У самой границы сияющей арки ты останавливаешься и оборачиваешься. Я остался на месте. Я знаю эти нахмуренные бровки. Вот сейчас ты чуточку капризно, но так мило спросишь, «ну что такое?»
 

***


«Найдешь — она твоя».

Голос не холоден, но настолько спокоен, что пробирает дрожь. Все это место, куда меня привела цепочка красных вещей, пронизано тихим спокойствием. И почему-то беспрекословно верится, что говорящий не лжет, хотя вещи, о которых он говорит, находятся за гранью возможного. Разве можно воскрешать мертвых? И однако же…

Найду — она моя. Это главное, что я улавливаю из его дальнейшей речи. Условия я слышу и отлично понимаю, но они не важны. Найду — она будет жить.
 

***


Ты уже не успеешь ничего сказать. Там, на сияющей границе, почти невозможно стоять, таково притяжение жизни. Она зовет, тащит к себе, словно магнитом, она неумолимо забирает всех, кто принадлежит ей, точно так же, как это делает смерть. Я там был, я знаю. Я вижу, как вспархивает вверх тонкая рука, как округляются глаза, ты пытаешься отойти, вырваться, бежать ко мне, но еще миг — и ты по ту сторону.

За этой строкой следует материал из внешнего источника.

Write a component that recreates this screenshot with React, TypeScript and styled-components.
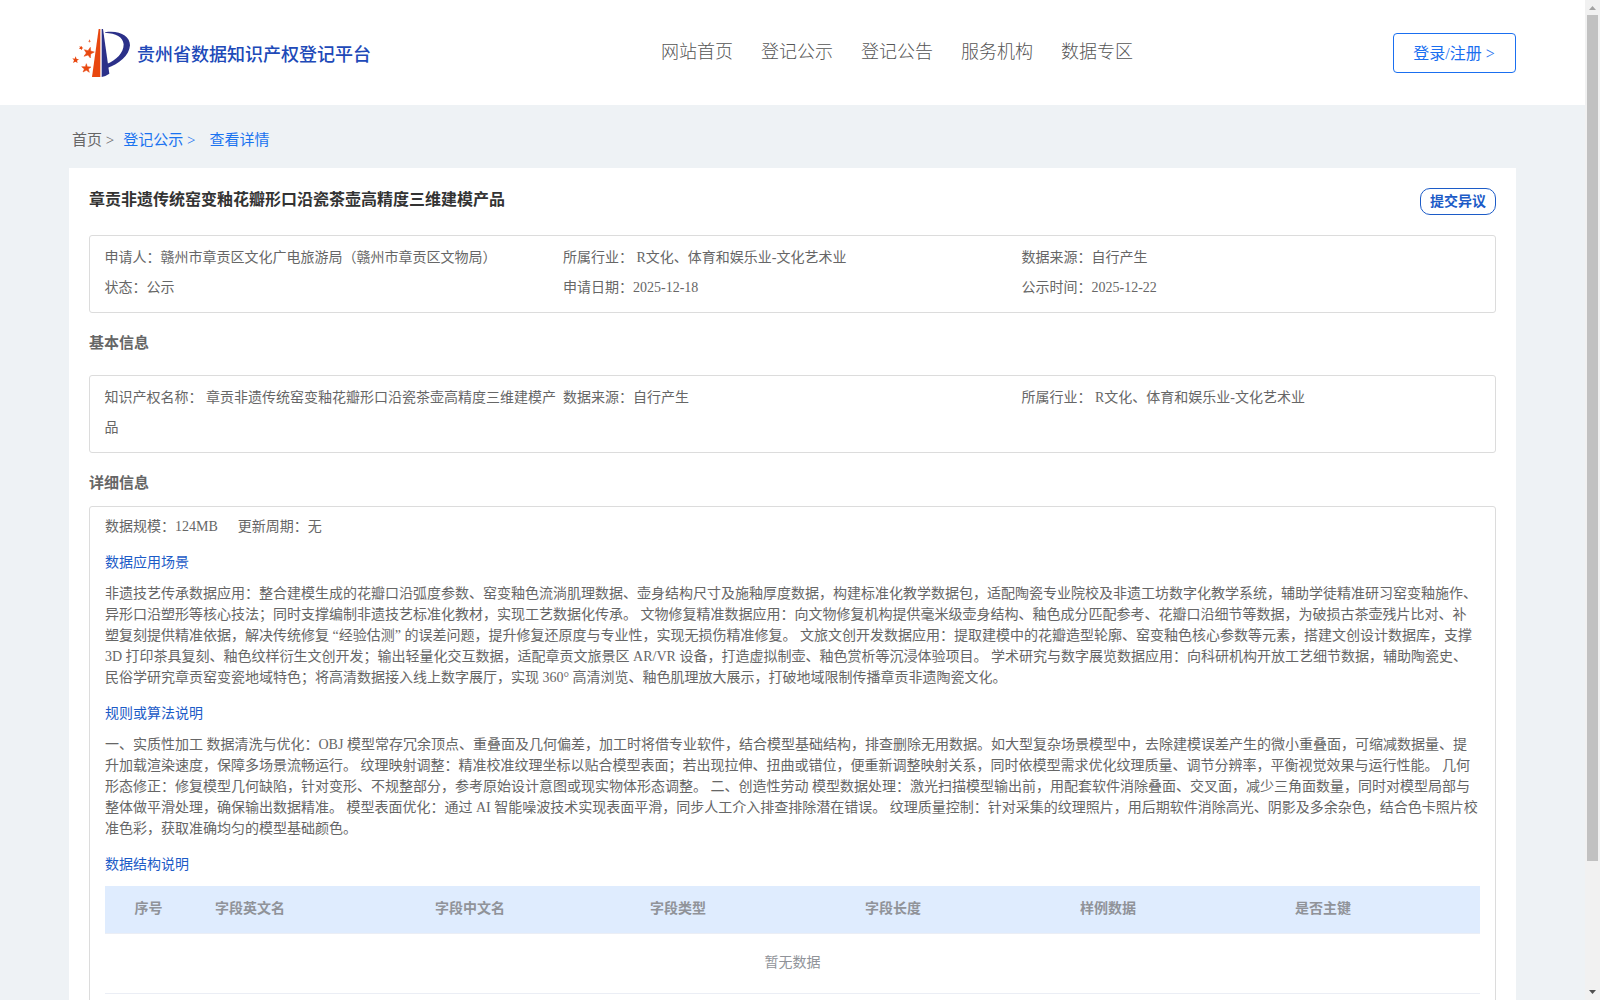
import React from "react";
import styled, { createGlobalStyle, css } from "styled-components";

const Global = createGlobalStyle`
  html, body { margin: 0; padding: 0; height: 100%; overflow: hidden; }
  *, *::before, *::after { box-sizing: border-box; }
  body {
    font-family: "Liberation Serif", "Noto Sans CJK SC", serif;
    font-size: 14px;
    font-weight: 400;
    color: #666;
    text-spacing-trim: space-all;
  }
`;

const Screen = styled.div`
  display: flex;
  width: 1600px;
  height: 1000px;
  overflow: hidden;
  background: #eef2f5;
`;

const Page = styled.div`
  width: 1585px;
  height: 1000px;
  overflow: hidden;
`;

const Header = styled.header`
  display: flex;
  align-items: flex-start;
  height: 105px;
  padding: 0 69px 0 72px;
  background: #fff;
`;

const Brand = styled.div`
  display: flex;
  width: 589px;
  padding-top: 28px;
`;

const BrandName = styled.span`
  margin: 13px 0 0 6px;
  font-size: 18px;
  font-weight: 500;
  line-height: 28px;
  color: #2049b8;
  white-space: nowrap;
`;

const Nav = styled.nav`
  display: flex;
  flex: 1;
  gap: 28px;
  padding-top: 38px;
`;

const NavItem = styled.a`
  font-size: 18px;
  font-weight: 300;
  line-height: 28px;
  color: #555;
  white-space: nowrap;
`;

const LoginButton = styled.button`
  width: 123px;
  height: 40px;
  margin-top: 33px;
  padding: 0 1px 2px 0;
  border: 1px solid #1a6ff0;
  border-radius: 4px;
  background: #fff;
  color: #1a6ff0;
  font: inherit;
  font-size: 16px;
`;

const Main = styled.main`
  padding: 0 69px;
`;

const Breadcrumb = styled.div`
  display: flex;
  height: 63px;
  padding: 22px 0 0 3px;
  font-size: 15px;
  line-height: 27px;
  white-space: pre;
`;

const Crumb = styled.span<{ $active?: boolean; $gap?: number }>`
  margin-right: ${(p) => p.$gap ?? 0}px;
  color: ${(p) => (p.$active ? "#1a73f0" : "#666")};
`;

const Card = styled.section`
  height: 1100px;
  padding: 0 20px;
  background: #fff;
`;

const TitleRow = styled.div`
  display: flex;
  justify-content: space-between;
  height: 67px;
  padding-top: 20px;
`;

const Title = styled.h1`
  margin: 0;
  font-size: 16px;
  font-weight: 700;
  line-height: 23px;
  color: #333;
`;

const ObjectionButton = styled.button`
  width: 76px;
  height: 27px;
  padding: 0;
  border: 1px solid #1c5bc7;
  border-radius: 10px;
  background: #fff;
  color: #1c5bc7;
  font: inherit;
  font-weight: 700;
  line-height: 23px;
`;

const box = css`
  border: 1px solid #dcdcdc;
  border-radius: 3px;
`;

const InfoGrid = styled.div`
  ${box}
  display: grid;
  grid-template-columns: repeat(3, 458.5px);
  grid-auto-rows: min-content;
  height: 78px;
  padding: 7px 15px 0 14.5px;
  line-height: 30px;
`;

const SectionTitle = styled.h2<{ $height: number }>`
  height: ${(p) => p.$height}px;
  margin: 0;
  padding-top: 15px;
  font-size: 15px;
  font-weight: 700;
  line-height: 30px;
`;

const DetailBox = styled.div`
  ${box}
  height: 700px;
  padding: 5px 15px 0;
`;

const Meta = styled.div`
  display: flex;
  gap: 20px;
  line-height: 30px;
`;

const SubTitle = styled.h3`
  height: 25px;
  margin: 10px 0 0;
  font-size: 14px;
  font-weight: 400;
  line-height: 22px;
  color: #1c5bc7;
`;

const Paragraph = styled.p`
  margin: 6px 0 15px;
  line-height: 21px;
`;

const Table = styled.div`
  display: flex;
  flex-direction: column;
  margin-top: 7px;
  color: #909399;
`;

const TableHead = styled.div`
  display: grid;
  grid-template-columns: 100px 220px 215px 215px 215px 215px 1fr;
  height: 48px;
  border-bottom: 1px solid #ebeef5;
  background: #dfecfe;
  font-weight: 700;
  line-height: 46px;
`;

const HeadCell = styled.div<{ $index?: boolean }>`
  padding-left: ${(p) => (p.$index ? 29.5 : 10)}px;
`;

const EmptyRow = styled.div`
  height: 60px;
  border-bottom: 1px solid #ebeef5;
  line-height: 58px;
  text-align: center;
`;

const Scrollbar = styled.div`
  display: flex;
  flex-direction: column;
  justify-content: space-between;
  align-items: center;
  width: 15px;
  height: 1000px;
  background: #f1f1f1;
`;

const ScrollThumb = styled.div`
  width: 11px;
  height: 846px;
  margin-bottom: auto;
  background: #c1c1c1;
`;

const ScrollArrow = styled.svg`
  display: block;
  width: 15px;
  height: 15px;
`;

const Logo = () => (
  <svg width="59" height="52" viewBox="36 24 177 156">
    <path d="M116 27H121V171H96Z" fill="#e8470f" />
    <path d="M125 27H129L148 161Q137 169 125 171Z" fill="#2b3089" />
    <path d="M135 37C178 30 210 48 210 76C208 108 176 132 142 144L140 132C169 121 191 99 191 73C189 50 168 40 135 38Z" fill="#2b3089" />
    <g fill="#e8470f">
      <g stroke="#e8470f" strokeWidth="1.5" strokeLinejoin="round">
        <path d="M91 82L92 93L103 96L92 102L91 114L84 105L72 109L79 99L73 89L84 92Z" />
        <path d="M79 131L82 140L93 141L85 147L88 157L79 151L69 156L73 147L65 140L76 140Z" />
      </g>
      <path d="M47 109L50 117L57 118L51 122L53 129L46 125L39 129L42 121L37 115L44 116Z" />
      <path d="M65 78L66 82L70 84L66 86L65 91L62 87L57 87L60 83L58 79L62 80Z" />
      <path d="M90 59L90 62L93 64L90 65L89 68L87 65L84 64L87 62L87 59Z" opacity="0.8" />
    </g>
  </svg>
);

const navItems = ["网站首页", "登记公示", "登记公告", "服务机构", "数据专区"];
const columns = ["序号", "字段英文名", "字段中文名", "字段类型", "字段长度", "样例数据", "是否主键"];
const summary = [
  "申请人：赣州市章贡区文化广电旅游局（赣州市章贡区文物局）",
  "所属行业： R文化、体育和娱乐业-文化艺术业",
  "数据来源：自行产生",
  "状态：公示",
  "申请日期：2025-12-18",
  "公示时间：2025-12-22",
];
const basics = [
  "知识产权名称： 章贡非遗传统窑变釉花瓣形口沿瓷茶壶高精度三维建模产品",
  "数据来源：自行产生",
  "所属行业： R文化、体育和娱乐业-文化艺术业",
];
const scenario =
  "非遗技艺传承数据应用：整合建模生成的花瓣口沿弧度参数、窑变釉色流淌肌理数据、壶身结构尺寸及施釉厚度数据，构建标准化教学数据包，适配陶瓷专业院校及非遗工坊数字化教学系统，辅助学徒精准研习窑变釉施作、异形口沿塑形等核心技法；同时支撑编制非遗技艺标准化教材，实现工艺数据化传承。 文物修复精准数据应用：向文物修复机构提供毫米级壶身结构、釉色成分匹配参考、花瓣口沿细节等数据，为破损古茶壶残片比对、补塑复刻提供精准依据，解决传统修复 “经验估测” 的误差问题，提升修复还原度与专业性，实现无损伤精准修复。 文旅文创开发数据应用：提取建模中的花瓣造型轮廓、窑变釉色核心参数等元素，搭建文创设计数据库，支撑 3D 打印茶具复刻、釉色纹样衍生文创开发；输出轻量化交互数据，适配章贡文旅景区 AR/VR 设备，打造虚拟制壶、釉色赏析等沉浸体验项目。 学术研究与数字展览数据应用：向科研机构开放工艺细节数据，辅助陶瓷史、民俗学研究章贡窑变瓷地域特色；将高清数据接入线上数字展厅，实现 360° 高清浏览、釉色肌理放大展示，打破地域限制传播章贡非遗陶瓷文化。";
const algorithm =
  "一、实质性加工 数据清洗与优化：OBJ 模型常存冗余顶点、重叠面及几何偏差，加工时将借专业软件，结合模型基础结构，排查删除无用数据。如大型复杂场景模型中，去除建模误差产生的微小重叠面，可缩减数据量、提升加载渲染速度，保障多场景流畅运行。 纹理映射调整：精准校准纹理坐标以贴合模型表面；若出现拉伸、扭曲或错位，便重新调整映射关系，同时依模型需求优化纹理质量、调节分辨率，平衡视觉效果与运行性能。 几何形态修正：修复模型几何缺陷，针对变形、不规整部分，参考原始设计意图或现实物体形态调整。 二、创造性劳动 模型数据处理：激光扫描模型输出前，用配套软件消除叠面、交叉面，减少三角面数量，同时对模型局部与整体做平滑处理，确保输出数据精准。 模型表面优化：通过 AI 智能噪波技术实现表面平滑，同步人工介入排查排除潜在错误。 纹理质量控制：针对采集的纹理照片，用后期软件消除高光、阴影及多余杂色，结合色卡照片校准色彩，获取准确均匀的模型基础颜色。";

export default function App() {
  return (
    <>
      <Global />
      <Screen>
        <Page>
          <Header>
            <Brand>
              <Logo />
              <BrandName>贵州省数据知识产权登记平台</BrandName>
            </Brand>
            <Nav>
              {navItems.map((item) => (
                <NavItem key={item}>{item}</NavItem>
              ))}
            </Nav>
            <LoginButton>登录/注册 &gt;</LoginButton>
          </Header>
          <Main>
            <Breadcrumb>
              <Crumb $gap={9}>首页 &gt;</Crumb>
              <Crumb $active $gap={14}>登记公示 &gt;</Crumb>
              <Crumb $active>查看详情</Crumb>
            </Breadcrumb>
            <Card>
              <TitleRow>
                <Title>章贡非遗传统窑变釉花瓣形口沿瓷茶壶高精度三维建模产品</Title>
                <ObjectionButton>提交异议</ObjectionButton>
              </TitleRow>
              <InfoGrid>
                {summary.map((item) => (
                  <div key={item}>{item}</div>
                ))}
              </InfoGrid>
              <SectionTitle $height={62}>基本信息</SectionTitle>
              <InfoGrid>
                {basics.map((item) => (
                  <div key={item}>{item}</div>
                ))}
              </InfoGrid>
              <SectionTitle $height={53}>详细信息</SectionTitle>
              <DetailBox>
                <Meta>
                  <span>数据规模：124MB</span>
                  <span>更新周期：无</span>
                </Meta>
                <SubTitle>数据应用场景</SubTitle>
                <Paragraph>{scenario}</Paragraph>
                <SubTitle>规则或算法说明</SubTitle>
                <Paragraph>{algorithm}</Paragraph>
                <SubTitle>数据结构说明</SubTitle>
                <Table>
                  <TableHead>
                    {columns.map((name, i) => (
                      <HeadCell key={name} $index={i === 0}>{name}</HeadCell>
                    ))}
                  </TableHead>
                  <EmptyRow>暂无数据</EmptyRow>
                </Table>
              </DetailBox>
            </Card>
          </Main>
        </Page>
        <Scrollbar>
          <ScrollArrow viewBox="0 0 15 15">
            <path d="M4 10L7.5 6L11 10Z" fill="#a3a3a3" />
          </ScrollArrow>
          <ScrollThumb />
          <ScrollArrow viewBox="0 0 15 15">
            <path d="M4 5L7.5 9L11 5Z" fill="#505050" />
          </ScrollArrow>
        </Scrollbar>
      </Screen>
    </>
  );
}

Я устало опускаюсь на ледяной гранит. Сияющий проем уже гаснет. Он создан для одного. Для одной. Не убоюсь зла…

В этом месте нет зла, только серая справедливость того, что стоит за последним вздохом. Вот она: если кто-то будет жить вопреки всему, кто-то должен остаться. Это же не греческие мифы, в конце концов. Тут все просто.

И тебя со мной здесь больше нет. Впрочем, это к лучшему.